6. America did not so much change after 9/11/01, as it "became more itself."

There’s a tendency to believe that when we have a change of president, or when we go from Democrat to Republican, we have a brand new foreign policy, but if you look back across 200 years of American foreign policy you see a great deal of continuity. I find the unilateralism charge overdone because America has always been a fairly unilateralist country. Similarly, there are very good historians like John Lewis Gaddis who have pointed out that the idea of preventive or pre-emptive action is not new in American foreign policy. The desire to be the most powerful country is not a new phenomenon and the desire to promote democracy overseas is very old. So what I meant by the United States becoming more itself is that when America is struck, as it was in Pearl Harbor in 1941 and on September 11, 2001, these already strong tendencies in American foreign policy—acting in ways that are more aggressive, unilateralist, ideological, etc.—are magnified.

7. America has always been an "expansionist" country.

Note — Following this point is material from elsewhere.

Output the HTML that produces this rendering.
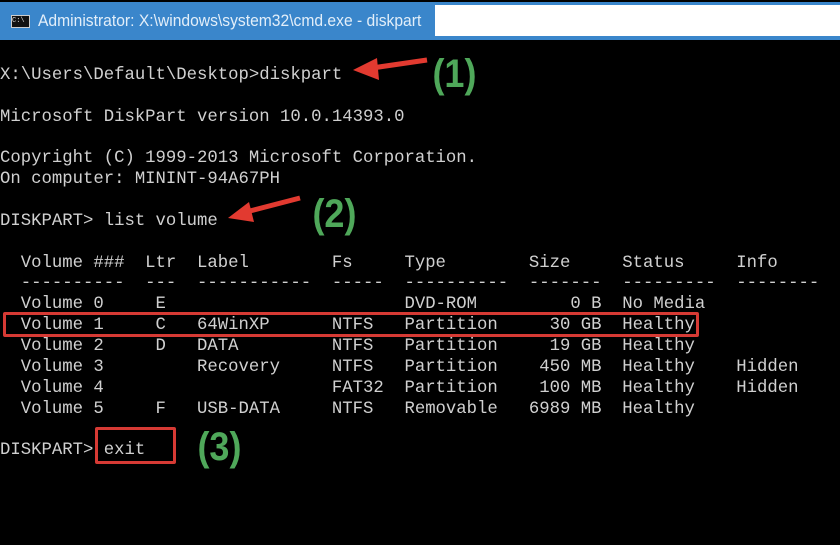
<!DOCTYPE html>
<html><head><style>
html,body{margin:0;padding:0;width:840px;height:545px;background:#000;overflow:hidden;position:relative}
.tb{position:absolute;left:0;top:2px;width:840px;height:38px;background:#3a86cb}
.wp{position:absolute;left:435px;top:5px;width:405px;height:31px;background:#fff}
.ic{position:absolute;left:11px;top:15px;width:17px;height:11px;background:#111;border:1px solid #ccc;color:#ddd;font:7px "Liberation Mono",monospace;line-height:11px}
.tt{position:absolute;left:38px;top:11px;font:17px "Liberation Sans",sans-serif;color:#e2eef9;white-space:nowrap;transform-origin:0 0;transform:scaleX(0.92)}
pre{position:absolute;left:0;top:66px;margin:0;font:17.3px/20.85px "Liberation Mono",monospace;color:#d0d0d0}
.box{position:absolute;border:3px solid #d63a34;border-radius:2px}
.g{position:absolute;font:bold 40px "Liberation Sans",sans-serif;color:#4fa85a;transform:scaleX(0.9)}
svg{position:absolute;left:0;top:0}
</style></head><body>
<div class="tb"></div><div class="wp"></div>
<div class="ic">C:\</div>
<div class="tt">Administrator: X:\windows\system32\cmd.exe - diskpart</div>
<pre>X:\Users\Default\Desktop>diskpart

Microsoft DiskPart version 10.0.14393.0

Copyright (C) 1999-2013 Microsoft Corporation.
On computer: MININT-94A67PH

DISKPART> list volume

  Volume ###  Ltr  Label        Fs     Type        Size     Status     Info
  ----------  ---  -----------  -----  ----------  -------  ---------  --------
  Volume 0     E                       DVD-ROM         0 B  No Media
  Volume 1     C   64WinXP      NTFS   Partition     30 GB  Healthy
  Volume 2     D   DATA         NTFS   Partition     19 GB  Healthy
  Volume 3         Recovery     NTFS   Partition    450 MB  Healthy    Hidden
  Volume 4                      FAT32  Partition    100 MB  Healthy    Hidden
  Volume 5     F   USB-DATA     NTFS   Removable   6989 MB  Healthy

DISKPART> exit</pre>
<div class="box" style="left:3px;top:312px;width:690px;height:19px"></div>
<div class="box" style="left:95px;top:427px;width:75px;height:31px"></div>
<svg width="840" height="545">
<path d="M427 60 L372 68" stroke="#e23a30" stroke-width="5" fill="none"/>
<path d="M353 70 L377 58 L379 80 Z" fill="#e23a30"/>
<path d="M300 198 L246 212" stroke="#e23a30" stroke-width="5" fill="none"/>
<path d="M228 218 L249 202 L254 222 Z" fill="#e23a30"/>
</svg>
<div class="g" style="left:430px;top:52px">(1)</div>
<div class="g" style="left:310px;top:192px">(2)</div>
<div class="g" style="left:195px;top:425px">(3)</div>
</body></html>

You’re right that Americans don’t have a sense of how the rest of the world views us. We’re one of the most expansionist countries in the world. We’ve been expanding for over 400 years and yet we always think of ourselves as just sitting back minding our own business. I’ve found some great quotes from 1817 when American politicians were coming back from Europe shocked that everyone thought we were an incredibly aggressive country just because we’d stolen Florida, picked a fight with the Brits, were yelling that we wanted Canada, etc. It’s a constant theme. Intervention? Expansion of influence? This is the history of America.

A fascinating interview, and definitely a much more nuanced, balanced perspective than I would expect from someone considered to be a "superhawk." Well worth reading in its entirety.